Connections Beyond Our Garden – Talks on People, Plants and Place Returns this October

Morris Arboretum presents Connections Beyond Our Gardens – Talks on People, Plants and Place. Back by popular demand for its seventh year, ‘Connections’ will feature three lectures by speakers who depict the fascinating connections between people and the natural world.

The lecture series kicks off on Wednesday, October 5 at 2pm with nationally recognized artist, Diane Burko, presenting The Intersection of Art & the Environment.  For 40 years, Burko, pictured here, has been painting and photographing dramatic landscapes from the ground and from the air, including the Grand Canyon, volcanoes, the Wissahickon, and now glaciers. Her current work reflects expeditions to the three largest ice fields in the world found in Greenland, Antarctica and Patagonia. Burko has evolved from an artist who created images about the beauty of the earth, to someone who uses her art to help us understand that our resources are not unlimited, and our planet requires as much nurturing from us as we do from it. Her widely exhibited works can be found in numerous public and private collections across the country.

 

For your next connection, meet New York Times bestselling author Andrea Wulf, on Wednesday, November 9 at 2pm for her talk, The Invention of Nature:  Alexander von Humboldt’s New World. This lecture is being presented in partnership with the Ambler Theater, and will be held at Ambler Theatre at 108 East Butler Avenue, Ambler, PA. In her latest book published in late 2015, Andrea Wulf brings the story of Alexander von Humboldt back to life, taking us on a fantastic and challenging voyage in his footsteps.
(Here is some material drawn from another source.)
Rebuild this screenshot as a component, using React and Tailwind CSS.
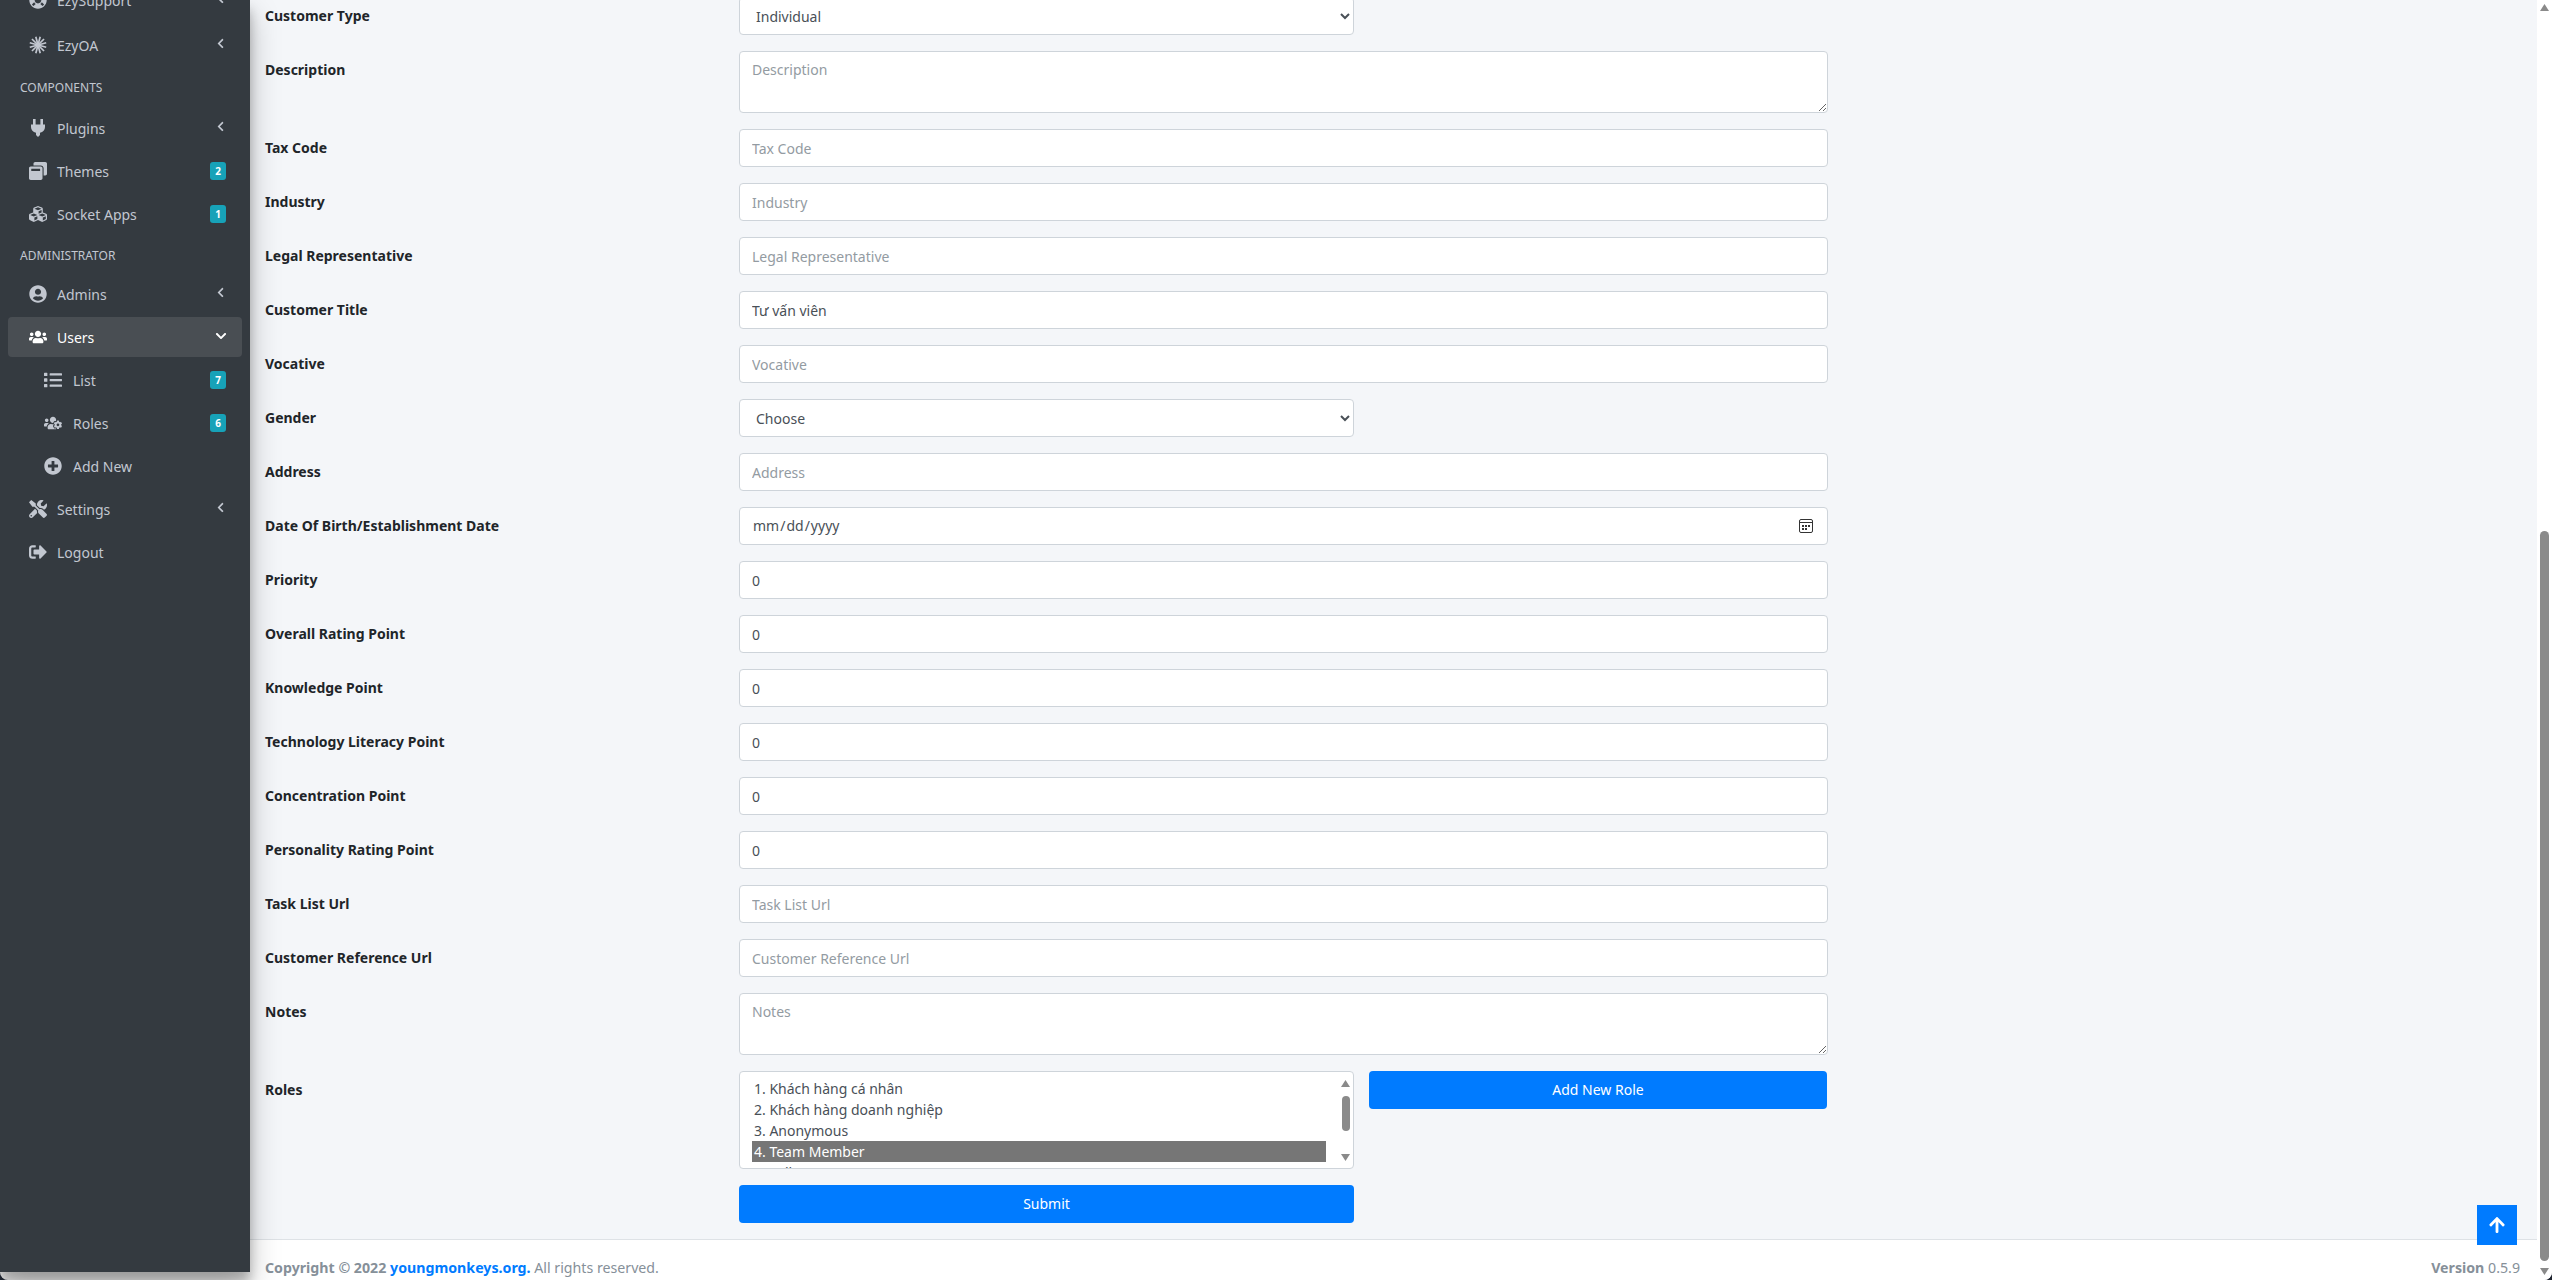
import React from "react";
import { FaChevronLeft, FaChevronDown, FaWindowRestore, FaCubes, FaUserCircle, FaUsers, FaList, FaUsersCog, FaPlusCircle, FaTools, FaSignOutAlt, FaLifeRing, FaArrowUp } from "react-icons/fa";

const font = "font-['Noto_Sans',sans-serif]";

const rows = [
  { label: "Description", kind: "area", placeholder: "Description" },
  { label: "Tax Code", placeholder: "Tax Code" },
  { label: "Industry", placeholder: "Industry" },
  { label: "Legal Representative", placeholder: "Legal Representative" },
  { label: "Customer Title", value: "Tư vấn viên" },
  { label: "Vocative", placeholder: "Vocative" },
  { label: "Gender", kind: "select", value: "Choose" },
  { label: "Address", placeholder: "Address" },
  { label: "Date Of Birth/Establishment Date", kind: "date" },
  { label: "Priority", value: "0" },
  { label: "Overall Rating Point", value: "0" },
  { label: "Knowledge Point", value: "0" },
  { label: "Technology Literacy Point", value: "0" },
  { label: "Concentration Point", value: "0" },
  { label: "Personality Rating Point", value: "0" },
  { label: "Task List Url", placeholder: "Task List Url" },
  { label: "Customer Reference Url", placeholder: "Customer Reference Url" },
  { label: "Notes", kind: "area", placeholder: "Notes" },
];

const roles = ["1. Khách hàng cá nhân", "2. Khách hàng doanh nghiệp", "3. Anonymous", "4. Team Member", "5. Seller"];

// burst icon used by the EzyOA entry
const BurstIcon = ({ className }) => (
  <svg viewBox="0 0 18 18" width="18" height="18" className={className} stroke="currentColor" strokeWidth="1.7">
    {[0, 30, 60, 90, 120, 150, 180, 210, 240, 270, 300, 330].map((a) => (
      <line key={a} x1="9" y1="9" x2="9" y2="0.5" transform={`rotate(${a + 15} 9 9)`} />
    ))}
  </svg>
);

const PlugIcon = ({ className }) => (
  <svg viewBox="0 0 14 18" width="14" height="18" className={className} fill="currentColor">
    <rect x="2" y="0" width="2.6" height="6" />
    <rect x="9.4" y="0" width="2.6" height="6" />
    <path d="M0 5.5h14v2.5c0 3-2 5.2-5 5.7V16l-2 2-2-2v-2.300C2 13.200 0 11 0 8z" />
  </svg>
);

const CalendarIcon = () => (
  <svg viewBox="0 0 14 14" width="14" height="14" fill="none" className="absolute right-[15px] top-[12px] pointer-events-none text-[#333]">
    <rect x="0.5" y="0.5" width="13" height="13" rx="1.5" stroke="currentColor" />
    <path d="M1 3.500h12" stroke="currentColor" />
    <path d="M3 6h2v2H3zM6 6h2v2H6zM9 6h2v2H9zM3 9h2v2H3zM6 9h2v2H6z" fill="currentColor" />
  </svg>
);

const Triangle = ({ down }) => (
  <svg viewBox="0 0 9 7" width="9" height="7" className="text-[#8a8a8a]" fill="currentColor">
    <path d={down ? "M0 0h9L4.500 7z" : "M4.500 0L9 7H0z"} />
  </svg>
);

const NavItem = ({ icon: Icon, label, badge, arrow, active, sub, first }) => (
  <div className={`flex items-center h-[40px] rounded-[4px] ${first ? "mb-[5px]" : "mb-[3px]"} ${active ? "bg-[#494e53] text-white" : "text-[#c2c7d0]"}`}>
    <span className={`flex justify-center w-[28px] ${sub ? "ml-[31px]" : "ml-[16px]"}`}>
      <Icon className="text-[18px]" />
    </span>
    <span className={`text-[14px] flex-1 ${sub ? "ml-[6px]" : "ml-[5px]"}`}>{label}</span>
    {badge && <span className="bg-[#17a2b8] text-white text-[10px] font-bold rounded-[3px] w-[16px] h-[18px] mr-[16px] flex items-center justify-center">{badge}</span>}
    {arrow && <FaChevronLeft className="text-[11px] mr-[16px] -mt-[3px]" />}
    {active && <FaChevronDown className="text-[12px] mr-[15px] -mt-[2px] text-white" />}
  </div>
);

const Field = ({ row }) => {
  const base = "w-full bg-white border border-[#ced4da] rounded-[4px] text-[14px] leading-[24px] text-[#495057] placeholder:text-[#939ba2] outline-none";
  if (row.kind === "area") return <textarea readOnly placeholder={row.placeholder} className={`${base} h-[62px] block px-[12px] py-[6px]`} />;
  if (row.kind === "select") return (
    <div className="w-[615px]">
      <select className={`${base} h-[38px] px-[12px]`} defaultValue={row.value}><option>{row.value}</option></select>
    </div>
  );
  if (row.kind === "date") return (
    <div className="relative">
      <input type="date" className={`${base} h-[38px] px-[12px] [&::-webkit-calendar-picker-indicator]:opacity-0`} />
      <CalendarIcon />
    </div>
  );
  return <input readOnly value={row.value} placeholder={row.placeholder} className={`${base} h-[38px] px-[12px]`} />;
};

export default function App() {
  return (
    <div className={`h-[1280px] w-[2552px] bg-[#1f2530] ${font}`}>
      <div className="flex h-full overflow-hidden bg-white rounded-b-[8px]">
        {/* Sidebar */}
        <aside className="w-[250px] h-[1272px] shrink-0 bg-[#343a40] shadow-[0_14px_28px_rgba(0,0,0,0.25),0_10px_10px_rgba(0,0,0,0.22)] z-10 overflow-hidden px-[8px]">
          <div className="-mt-[20px]">
            <NavItem icon={FaLifeRing} label="EzySupport" arrow first />
            <NavItem icon={BurstIcon} label="EzyOA" arrow />
            <div className="text-[#c2c7d0] text-[12px] h-[40px] flex items-center pl-[12px]">COMPONENTS</div>
            <NavItem icon={PlugIcon} label="Plugins" arrow />
            <NavItem icon={FaWindowRestore} label="Themes" badge="2" />
            <NavItem icon={FaCubes} label="Socket Apps" badge="1" />
            <div className="text-[#c2c7d0] text-[12px] h-[37px] flex items-center pl-[12px]">ADMINISTRATOR</div>
            <NavItem icon={FaUserCircle} label="Admins" arrow />
            <NavItem icon={FaUsers} label="Users" active />
            <NavItem icon={FaList} label="List" badge="7" sub />
            <NavItem icon={FaUsersCog} label="Roles" badge="6" sub />
            <NavItem icon={FaPlusCircle} label="Add New" sub />
            <NavItem icon={FaTools} label="Settings" arrow />
            <NavItem icon={FaSignOutAlt} label="Logout" />
          </div>
        </aside>

        {/* Main */}
        <main className="flex-1 flex flex-col min-w-0 relative">
          <div className="h-[1239px] bg-[#f4f6f9] overflow-hidden pl-[15px]">
            <div className="w-[1563px] -mt-[3px] flex flex-col gap-[16px] text-[14px] leading-[24px] text-[#212529]">
              <div className="flex">
                <label className="w-[474px] font-bold pt-[7px]">Customer Type</label>
                <div className="flex-1">
                  <div className="w-[615px]">
                    <select className="w-full bg-white border border-[#ced4da] rounded-[4px] h-[38px] px-[12px] text-[#495057] outline-none"><option>Individual</option></select>
                  </div>
                </div>
              </div>
              {rows.map((r) => (
                <div className="flex" key={r.label}>
                  <label className="w-[474px] font-bold pt-[7px]">{r.label}</label>
                  <div className="flex-1"><Field row={r} /></div>
                </div>
              ))}
              <div className="flex">
                <label className="w-[474px] font-bold pt-[7px]">Roles</label>
                <div className="flex-1 flex gap-[15px]">
                  <div className="w-[615px] h-[98px] bg-white border border-[#ced4da] rounded-[4px] overflow-hidden flex pl-[12px] pt-[6px] text-[#495057]">
                    <div className="w-[574px] leading-[21px] shrink-0">
                      {roles.map((role) => (
                        <div key={role} className={`px-[2px] h-[21px] ${role.startsWith("4.") ? "bg-[#767676] text-white" : ""}`}>{role}</div>
                      ))}
                    </div>
                    <div className="w-[15px] ml-[12px] shrink-0 flex flex-col items-center pt-[2px]">
                      <Triangle />
                      <span className="w-[8px] h-[35px] rounded-full bg-[#8a8a8a] mt-[9px] shrink-0" />
                      <span className="mt-[23px]"><Triangle down /></span>
                    </div>
                  </div>
                  <button className="w-[458px] h-[38px] bg-[#007bff] text-white rounded-[4px]">Add New Role</button>
                </div>
              </div>
              <div className="flex">
                <div className="w-[474px]" />
                <button className="w-[615px] h-[38px] bg-[#007bff] text-white rounded-[4px]">Submit</button>
              </div>
            </div>
          </div>
          <footer className="h-[41px] border-t border-[#dee2e6] flex justify-between items-center pl-[15px] pr-[17px] pt-[16px] text-[14.2px] text-[#869099]">
            <div><b>Copyright © 2022 <span className="text-[#007bff]">youngmonkeys.org.</span></b> All rights reserved.</div>
            <div><b>Version</b> 0.5.9</div>
          </footer>
          {/* back to top */}
          <button className="absolute right-[20px] bottom-[35px] w-[40px] h-[40px] bg-[#007bff] text-white flex items-center justify-center"><FaArrowUp className="text-[18px]" /></button>
        </main>

        {/* Page scrollbar */}
        <div className="w-[15px] shrink-0 bg-white flex flex-col items-center pt-[4px] pb-[5px]">
          <Triangle />
          <div className="w-[9px] mt-[520px] flex-1 rounded-full bg-[#8a8a8a]" />
          <div className="mt-[7px]"><Triangle down /></div>
        </div>
      </div>
    </div>
  );
}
Wulf explores Humboldt’s ideas and how they go on to revolutionize science, conservation and preservation, nature writing, politics, art and the theory of evolution. In 1800, Humboldt recognized the impact of human induced climate change. Wulf reintroduces us to a lost hero of science and the forgotten father of environmentalism, showing us why understanding his vision of the world has become increasingly important today. The Invention of Nature won the 2015 Costa Biography Award, the 2016 LA Times Book Prize for Science & Technology, and was selected as one of the New York Times “10 Best Books of 2015.”

The Connections Beyond Our Garden lecture series concludes on Wednesday, December 7 at 2pm with Derrick Pitts, Hon.D Chief Astronomer, Franklin Institute, with “The Greening of Space: Trees on Other Planets?” Pitts tackles what we really know about the universe, what we think we know, and what questions astronomers most want to answer. In his talk, Pitts explores whether there’s actually a chance that after hundreds of light years of travel in the most spartan of accommodations, we could arrive at a very familiar place; trees, grass, lakes, streams and oxygen!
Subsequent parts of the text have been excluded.